One of the first things I can think of is Adolfe Sax having an involvement in developing the bass clarinet. Digging deeper, it turns out it was a miracle he survived long enough to make an impact in the world. Given how many times he almost died as a child, and then the pressure his industry rivals put on him.

Others include hearing/seeing greats, when you only associate with their solo career. Like Ernie Watts recorded the great Night Court theme. Michael Brecker on Candy. Also Brecker the back of this classic SNL sketch.

Eddie Daniel’s life changing clarinet solo that he wasn’t supposed to take on the live recording of The Little Pixie with the Thad Jones/Mel Lews big band is also a great story. He doesn’t take that solo he might not have become the clarinet soloist we know today.

The Yamaha NS10 speaker was a small, relatively inexpensive, not-so-good-sounding speaker that somehow became a staple in recording studios in the late '70s and '80s. It’s characteristic white speaker cone could be spotted on mixing board meter bridges in many major recording studios.

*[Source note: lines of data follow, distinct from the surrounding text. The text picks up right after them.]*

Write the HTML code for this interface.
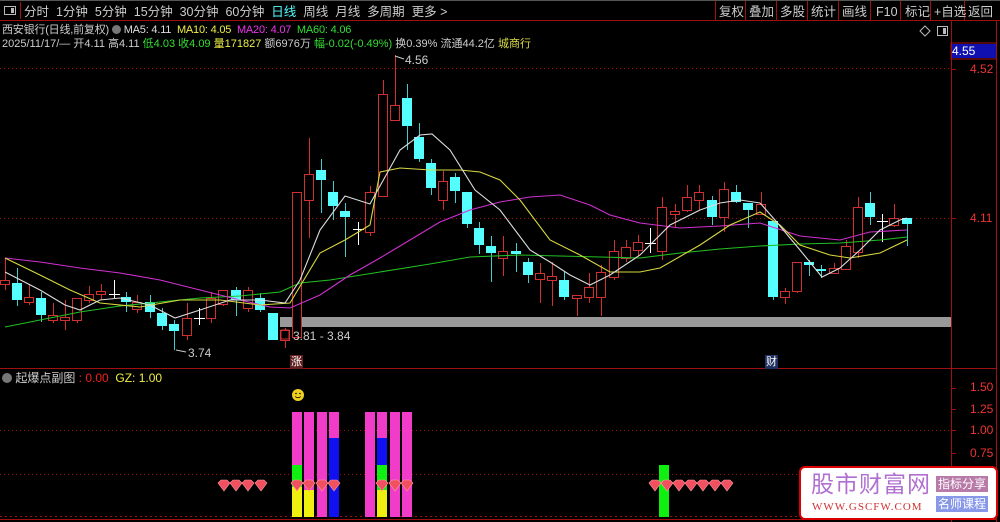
<!DOCTYPE html>
<html><head><meta charset="utf-8">
<style>
body{margin:0;background:#000;width:1000px;height:522px;overflow:hidden;position:relative;font-family:"Liberation Sans","Noto Sans CJK SC",sans-serif;font-size:12px;color:#ccc}
.t{position:absolute;white-space:nowrap;line-height:14px}
svg{position:absolute;left:0;top:0}
</style></head><body>
<svg id="s" width="1000" height="522" xmlns="http://www.w3.org/2000/svg"></svg>
<div class="t" style="left:24px;top:5px;font-size:12.5px;word-spacing:0">分时 &nbsp;1分钟 &nbsp;5分钟 &nbsp;15分钟 &nbsp;30分钟 &nbsp;60分钟 &nbsp;<span style="color:#5ff">日线</span> &nbsp;周线 &nbsp;月线 &nbsp;多周期 &nbsp;更多 &gt;</div>
<div class="t" style="left:719px;top:5px;font-size:12.5px">复权</div>
<div class="t" style="left:749px;top:5px;font-size:12.5px">叠加</div>
<div class="t" style="left:780px;top:5px;font-size:12.5px">多股</div>
<div class="t" style="left:811px;top:5px;font-size:12.5px">统计</div>
<div class="t" style="left:842px;top:5px;font-size:12.5px">画线</div>
<div class="t" style="left:876px;top:5px;font-size:12.5px">F10</div>
<div class="t" style="left:905px;top:5px;font-size:12.5px">标记</div>
<div class="t" style="left:934px;top:5px;font-size:12.5px">+自选</div>
<div class="t" style="left:968px;top:5px;font-size:12.5px">返回</div>
<div class="t" style="left:2px;top:23px;font-size:11px;letter-spacing:-0.2px">西安银行(日线,前复权) <span style="display:inline-block;width:9px;height:9px;border-radius:50%;background:#777;vertical-align:-1px"></span> <span style="color:#ddd">MA5: 4.11</span> &nbsp;<span style="color:#ee4">MA10: 4.05</span> &nbsp;<span style="color:#e3e">MA20: 4.07</span> &nbsp;<span style="color:#3d3">MA60: 4.06</span></div>
<div class="t" style="left:2px;top:37px;font-size:11px;letter-spacing:0px">2025/11/17/— 开4.11 高4.11 <span style="color:#3d3">低4.03</span> <span style="color:#3d3">收4.09</span> <span style="color:#ee4">量171827</span> 额6976万 <span style="color:#3d3">幅-0.02(-0.49%)</span> 换0.39% 流通44.2亿 <span style="color:#dd4">城商行</span></div>
<div class="t" style="left:952px;top:44px;width:44px;height:14px;background:#1010b0;color:#fff">4.55</div>
<div class="t" style="left:970px;top:62px;color:#e33">4.52</div>
<div class="t" style="left:970px;top:211px;color:#e33">4.11</div>
<div class="t" style="left:405px;top:53px;color:#ccc">4.56</div>
<div class="t" style="left:188px;top:346px;color:#ccc">3.74</div>
<div class="t" style="left:293px;top:329px;color:#ccc">3.81 - 3.84</div>
<div class="t" style="left:290px;top:355px;background:#602020;color:#fff;font-size:11px;padding:0 1px">涨</div>
<div class="t" style="left:765px;top:355px;background:#203060;color:#fff;font-size:11px;padding:0 1px">财</div>
<div class="t" style="left:2px;top:371px"><span style="display:inline-block;width:10px;height:10px;border-radius:50%;background:#777;vertical-align:-1px"></span> 起爆点副图 <span style="color:#e22">: 0.00</span> &nbsp;<span style="color:#ee4">GZ: 1.00</span></div>
<div class="t" style="left:970px;top:380px;color:#e33">1.50</div>
<div class="t" style="left:970px;top:402px;color:#e33">1.25</div>
<div class="t" style="left:970px;top:423px;color:#e33">1.00</div>
<div class="t" style="left:970px;top:446px;color:#e33">0.75</div>
<div style="position:absolute;left:799px;top:466px;width:195px;height:50px;background:#fff;border:2px solid #d00;border-radius:6px"></div>
<div class="t" style="left:811px;top:471px;font-size:23px;line-height:26px;color:#b070d0;letter-spacing:1px">股市财富网</div>
<div class="t" style="left:812px;top:500px;font-size:11px;color:#d03030;font-family:'Liberation Serif',serif;letter-spacing:1px">WWW.GSCFW.COM</div>
<div class="t" style="left:936px;top:476px;width:52px;height:16px;background:#b87aa8;color:#fff;font-size:12px;text-align:center;line-height:16px">指标分享</div>
<div class="t" style="left:936px;top:496px;width:52px;height:16px;background:#8898e8;color:#fff;font-size:12px;text-align:center;line-height:16px">名师课程</div>
<script>
var s=document.getElementById('s'),h='';
function L(x1,y1,x2,y2,c,d){h+='<line x1="'+x1+'" y1="'+y1+'" x2="'+x2+'" y2="'+y2+'" stroke="'+c+'"'+(d?' stroke-dasharray="'+d+'"':'')+'/>';}
function R(x,y,w,hh,f,st){h+='<rect x="'+x+'" y="'+y+'" width="'+w+'" height="'+hh+'" fill="'+f+'"'+(st?' stroke="'+st+'"':'')+'/>';}
L(0,20.5,1000,20.5,'#a01010');L(0,0.5,1000,0.5,'#555');
R(4.5,6.5,11,8,'none','#bbb');R(11,8,3,5,'#bbb');L(20.5,2,20.5,19,'#a01010');
[715,745,776,807,838,870,900,930,964].forEach(function(x){L(x+.5,1,x+.5,20,'#a01010')});
L(951.5,20,951.5,522,'#a01010');L(996.5,20,996.5,522,'#a01010');
L(0,368.5,996,368.5,'#a01010');L(0,519.5,996,519.5,'#a01010');
L(0,68.5,951,68.5,'#a01010','1,3');L(0,218.5,951,218.5,'#a01010','1,3');
L(0,430.5,951,430.5,'#a01010','1,3');L(0,474.5,951,474.5,'#a01010','1,3');L(0,516.5,951,516.5,'#a01010','2,3');
R(951,43,45,16,'none','#a01010');
[69,218].forEach(function(y){L(951,y+.5,956,y+.5,'#a01010')});
[388,409,430,453].forEach(function(y){L(951,y+.5,956,y+.5,'#a01010')});
R(280,317,671,10,'#999');
h+='<path d="M925 26 L930 31 L925 36 L920 31Z" fill="none" stroke="#bbb"/>';
R(937.5,26.5,10,9,'none','#bbb');R(943,28,3,6,'#bbb');
var C=[[5,280,284,258,290,'r'],[17,283,300,268,306,'c'],[29,297,302,284,305,'r'],[41,298,315,292,322,'c'],[53,315,320,303,323,'r'],[65,317,320,300,330,'r'],[77,298,320,298,323,'r'],[89,294,300,286,303,'r'],[101,291,294,284,300,'r'],[114,294,294,280,298,'w'],[126,297,302,292,312,'c'],[137,302,309,295,313,'r'],[150,302,312,295,318,'c'],[162,313,326,308,330,'c'],[174,324,331,320,350,'c'],[187,318,335,303,340,'r'],[199,318,318,308,325,'w'],[211,298,318,292,323,'r'],[223,290,304,290,306,'r'],[236,290,300,287,316,'c'],[248,290,308,287,312,'r'],[260,298,310,293,312,'c'],[273,313,340,313,340,'c'],[285,330,340,328,348,'r'],
[297,192,337,192,340,'r'],[309,174,200,138,238,'r'],[321,170,180,159,213,'c'],[333,192,206,181,220,'c'],[345,211,217,203,257,'c'],[358,229,229,222,245,'w'],[370,192,232,186,236,'r'],[383,94,196,80,196,'r'],[395,105,120,55,120,'r'],[407,98,126,84,150,'c'],[419,137,159,123,162,'c'],[431,163,188,159,195,'c'],[443,181,200,171,210,'r'],[455,177,191,173,203,'c'],[467,192,224,192,228,'c'],[479,228,245,222,254,'c'],[491,246,253,236,282,'c'],[503,251,258,236,276,'r'],[516,251,254,243,272,'c'],[528,262,275,258,283,'c'],[540,273,279,263,303,'r'],[552,276,280,262,306,'r'],[564,280,297,272,300,'c'],[577,295,298,295,316,'r'],[589,287,297,273,303,'r'],[601,272,297,265,316,'r'],
[614,251,277,240,280,'r'],[626,247,258,240,262,'r'],[638,242,250,235,256,'r'],[650,243,243,228,253,'w'],[662,207,251,197,260,'r'],[675,211,214,204,228,'r'],[687,197,210,185,212,'r'],[699,192,200,185,210,'r'],[712,200,217,196,225,'c'],[724,189,217,182,232,'r'],[736,192,202,185,203,'c'],[748,203,210,203,228,'c'],[761,204,214,192,215,'r'],[773,221,297,221,300,'c'],[785,291,297,288,304,'r'],[797,262,291,262,293,'r'],[809,262,265,260,276,'c'],[821,269,271,265,278,'c'],[834,268,273,263,273,'r'],[846,246,269,240,270,'r'],[858,207,252,197,258,'r'],[870,203,217,192,225,'c'],[882,221,221,214,242,'w'],[894,218,225,204,227,'r'],[907,218,224,218,246,'c']];
C.forEach(function(c){var x=c[0];
 if(c[5]=='r'){L(x+.5,c[3],x+.5,c[1],'#d03030');L(x+.5,c[2],x+.5,c[4],'#d03030');R(x-4.5,c[1]+.5,9,Math.max(c[2]-c[1],2),'#000','#d03030');}
 else if(c[5]=='c'){L(x+.5,c[3],x+.5,c[4],'#4cc');R(x-5,c[1],10,Math.max(c[2]-c[1],2),'#5ff');}
 else{L(x+.5,c[3],x+.5,c[4],'#fff');L(x-5,c[1]+.5,x+6,c[1]+.5,'#fff');}
});
function P(pts,c){h+='<polyline fill="none" stroke="'+c+'" stroke-width="1.1" points="'+pts+'"/>';}
P('5,327 40,320 80,312 120,306 160,302 200,298 240,296 280,292 300,283 330,280 380,272 430,264 470,257 520,255 560,256 600,257 640,258 680,253 720,249 760,246 800,244 840,243 880,240 907,237','#22c022');
P('5,258 40,262 80,268 120,273 160,280 200,290 240,300 270,307 290,308 320,295 350,275 380,258 410,240 440,222 470,210 500,202 530,197 560,195 590,205 610,215 640,223 680,228 720,226 760,223 800,236 840,240 870,232 907,230','#d030d0');
P('5,258 40,275 70,290 100,303 140,307 180,300 220,300 260,305 290,303 320,253 345,240 370,225 380,172 400,168 430,170 460,170 480,172 500,180 520,200 550,240 580,255 610,272 640,272 660,268 700,245 730,225 760,212 780,225 800,245 830,255 850,258 880,253 907,240','#d8d840');
P('5,272 40,290 65,305 80,310 100,300 120,298 150,305 175,318 200,310 230,300 260,300 285,303 300,280 320,230 345,196 370,204 400,150 420,135 432,134 450,150 475,190 500,210 530,250 550,262 570,275 590,285 610,275 640,255 670,225 700,210 720,203 740,200 760,203 775,220 800,250 822,277 840,268 860,250 880,230 900,220 907,218','#ddd');
h+='<polyline fill="none" stroke="#ccc" points="395,56 398,57 404,59"/><polyline fill="none" stroke="#ccc" points="176,350 186,352"/>';
R(281,330,8,9,'none','#d03030');
function B(x,segs){segs.forEach(function(g){R(x,g[0],10,g[1]-g[0],g[2])});}
var M='#f03cc8',G='#10f010',Y='#f0f010',U='#1010f0';
B(292,[[412,465,M],[465,487,G],[487,517,Y]]);B(304,[[412,490,M],[490,517,Y]]);B(317,[[412,517,M]]);B(329,[[412,438,M],[438,517,U]]);
B(365,[[412,517,M]]);B(377,[[412,438,M],[438,465,U],[465,490,G],[490,517,Y]]);B(390,[[412,517,M]]);B(402,[[412,517,M]]);
B(659,[[465,517,G]]);
function gem(x){h+='<path d="M'+(x-6)+' 483 L'+(x-3)+' 480 L'+(x+3)+' 480 L'+(x+6)+' 483 L'+x+' 491Z" fill="#f05060" stroke="#ff9aa0" stroke-width=".6"/>';}
[224,236,248,261,297,309,322,334,382,395,407,655,667,679,691,703,715,727].forEach(gem);
h+='<circle cx="298" cy="395" r="6" fill="#f0d020"/><circle cx="296" cy="393.5" r=".8" fill="#000"/><circle cx="300" cy="393.5" r=".8" fill="#000"/><path d="M295 396.5 Q298 399 301 396.5" stroke="#000" fill="none" stroke-width=".8"/>';
s.innerHTML=h;
</script>
</body></html>
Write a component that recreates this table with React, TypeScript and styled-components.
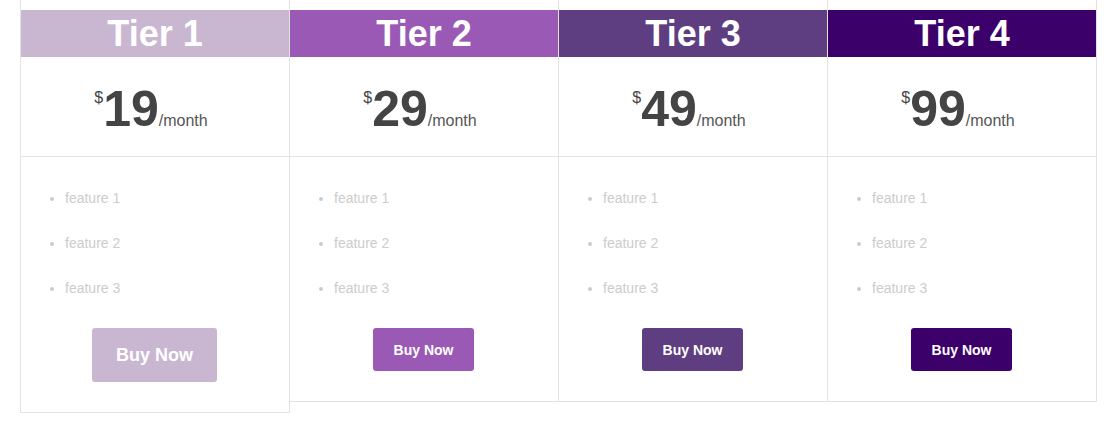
import React from 'react'
import styled, { createGlobalStyle } from 'styled-components'

const GlobalStyle = createGlobalStyle`
  body {
    margin: 0;
    background: #fff;
    font-family: 'Liberation Sans', Arial, sans-serif;
  }
`

const Table = styled.div`
  display: flex;
  align-items: flex-start;
  padding-left: 20px;
`

const Card = styled.div`
  width: 270px;
  box-sizing: border-box;
  border: 1px solid #e3e3e3;
  border-top: none;
  padding-top: 10px;
  background: #fff;
  & + & {
    margin-left: -1px;
  }
`

const Header = styled.div<{ $bg: string }>`
  height: 47px;
  line-height: 47px;
  background: ${p => p.$bg};
  color: #fff;
  font-size: 36px;
  font-weight: bold;
  text-align: center;
`

const PriceBox = styled.div`
  height: 100px;
  box-sizing: border-box;
  padding: 24px 8px 0 0;
  border-bottom: 1px solid #e3e3e3;
  text-align: center;
  color: #444;
  line-height: 56px;
`

const Currency = styled.span`
  font-size: 16px;
  line-height: 1;
  vertical-align: 23px;
`

const Amount = styled.span`
  font-size: 50px;
  font-weight: bold;
`

const Period = styled.span`
  font-size: 16px;
  line-height: 1;
  color: #555;
`

const Features = styled.ul`
  margin: 0;
  padding: 18px 0 18px 44px;
  list-style: disc;
`

const Feature = styled.li`
  font-size: 14px;
  line-height: 16px;
  padding: 14.5px 0;
  color: #ccc;
`

const Footer = styled.div`
  display: flex;
  justify-content: center;
  padding-bottom: 30px;
`

const BuyButton = styled.a<{ $bg: string; $big?: boolean }>`
  display: flex;
  align-items: center;
  justify-content: center;
  width: ${p => (p.$big ? '125px' : '101px')};
  height: ${p => (p.$big ? '54px' : '43px')};
  margin-left: -1px;
  border-radius: 3px;
  background: ${p => p.$bg};
  color: #fff;
  font-size: ${p => (p.$big ? '18px' : '14px')};
  font-weight: bold;
  text-decoration: none;
`

const tiers = [
  { name: 'Tier 1', price: 19, color: '#c9b7d2', big: true },
  { name: 'Tier 2', price: 29, color: '#9b59b6' },
  { name: 'Tier 3', price: 49, color: '#5e3e80' },
  { name: 'Tier 4', price: 99, color: '#3c006b' },
]

const App = () => {
  return (
    <>
      <GlobalStyle />
      <Table>
        {tiers.map(t => (
          <Card key={t.name}>
            <Header $bg={t.color}>{t.name}</Header>
            <PriceBox>
              <Currency>$</Currency>
              <Amount>{t.price}</Amount>
              <Period>/month</Period>
            </PriceBox>
            <Features>
              <Feature>feature 1</Feature>
              <Feature>feature 2</Feature>
              <Feature>feature 3</Feature>
            </Features>
            <Footer>
              <BuyButton href="#" $bg={t.color} $big={t.big}>Buy Now</BuyButton>
            </Footer>
          </Card>
        ))}
      </Table>
    </>
  )
}

export default App
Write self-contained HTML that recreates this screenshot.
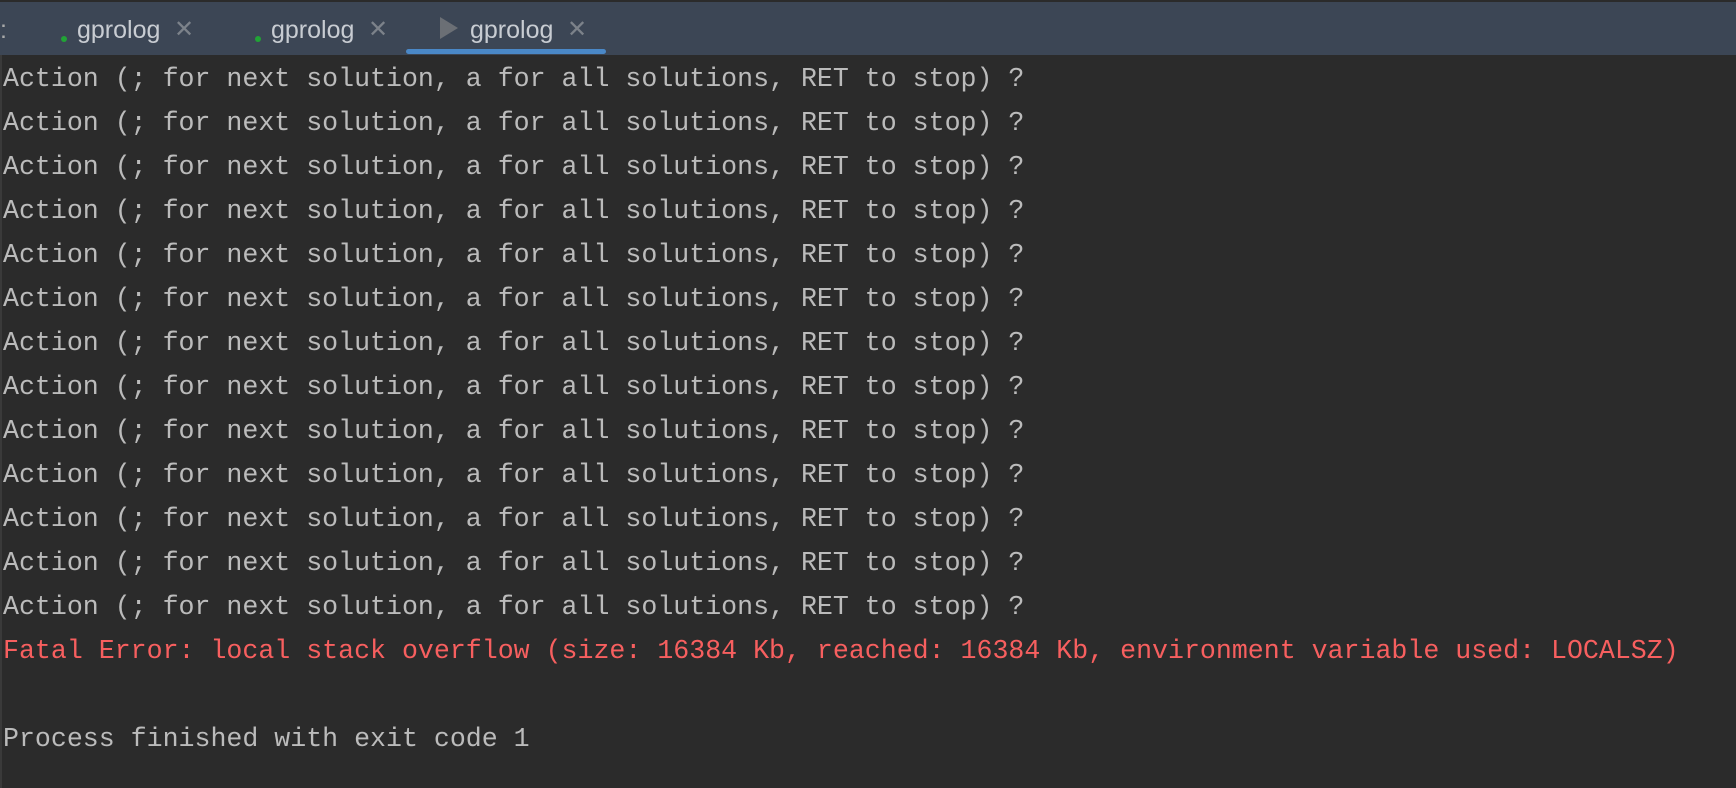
<!DOCTYPE html>
<html><head><style>
body{margin:0;width:1736px;height:788px;background:#2b2b2b;overflow:hidden;position:relative;font-family:"Liberation Sans",sans-serif}
.bar{position:absolute;left:0;top:2px;width:1736px;height:53px;background:#3c4655}
.top{position:absolute;left:0;top:0;width:1736px;height:2px;background:#2b2b2b}
.t{position:absolute;top:16px;font-size:25px;color:#c8ccd2}
.x{position:absolute;top:15px;font-size:24px;color:#7c828a}
.dot{position:absolute;top:36px;width:6px;height:6px;border-radius:50%;background:#21a336}
.ul{position:absolute;left:406px;top:49px;width:200px;height:5px;border-radius:3px;background:#4a88c7}
.out{position:absolute;left:3px;top:57px;font-family:"Liberation Mono",monospace;font-size:26.6px;line-height:44px;color:#bbbbbb;white-space:pre;letter-spacing:0}
.r{color:#f75f5f}
.edge{position:absolute;left:0;top:55px;width:2px;height:733px;background:#3a3a3a}
</style></head><body>
<div class="top"></div>
<div class="bar"></div>
<div class="t" style="left:0;color:#aaa">:</div>
<div class="dot" style="left:61px"></div><div class="t" style="left:77px">gprolog</div><div class="x" style="left:174px">✕</div>
<div class="dot" style="left:255px"></div><div class="t" style="left:271px">gprolog</div><div class="x" style="left:368px">✕</div>
<svg style="position:absolute;left:440px;top:17px" width="18" height="22"><path d="M0 0L18 11L0 22Z" fill="#6b6f75"/></svg>
<div class="t" style="left:470px">gprolog</div><div class="x" style="left:567px">✕</div>
<div class="ul"></div>
<div class="edge"></div>
<div class="out">Action (; for next solution, a for all solutions, RET to stop) ?
Action (; for next solution, a for all solutions, RET to stop) ?
Action (; for next solution, a for all solutions, RET to stop) ?
Action (; for next solution, a for all solutions, RET to stop) ?
Action (; for next solution, a for all solutions, RET to stop) ?
Action (; for next solution, a for all solutions, RET to stop) ?
Action (; for next solution, a for all solutions, RET to stop) ?
Action (; for next solution, a for all solutions, RET to stop) ?
Action (; for next solution, a for all solutions, RET to stop) ?
Action (; for next solution, a for all solutions, RET to stop) ?
Action (; for next solution, a for all solutions, RET to stop) ?
Action (; for next solution, a for all solutions, RET to stop) ?
Action (; for next solution, a for all solutions, RET to stop) ?
<span class="r">Fatal Error: local stack overflow (size: 16384 Kb, reached: 16384 Kb, environment variable used: LOCALSZ)</span>

Process finished with exit code 1</div>
</body></html>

The idea was that this speaker of marginal quality sounded more like typical consumer playback equipment than the high end, multi thousand dollar speaker installations found in the same control rooms. In theory if a mix sounded good on the NS10s, it would sound good on your boom box or home stereo.

Because of their small size, the NS10 lacked the ability to produce frequencies below 200 Hz in sufficient amounts. Engineers would often compensate for this by increasing the bass in their mixes, The inexpensive, lowly NS10 speaker is in part responsible for the ubiquitous, bass heavy mixes that dominate pop music today.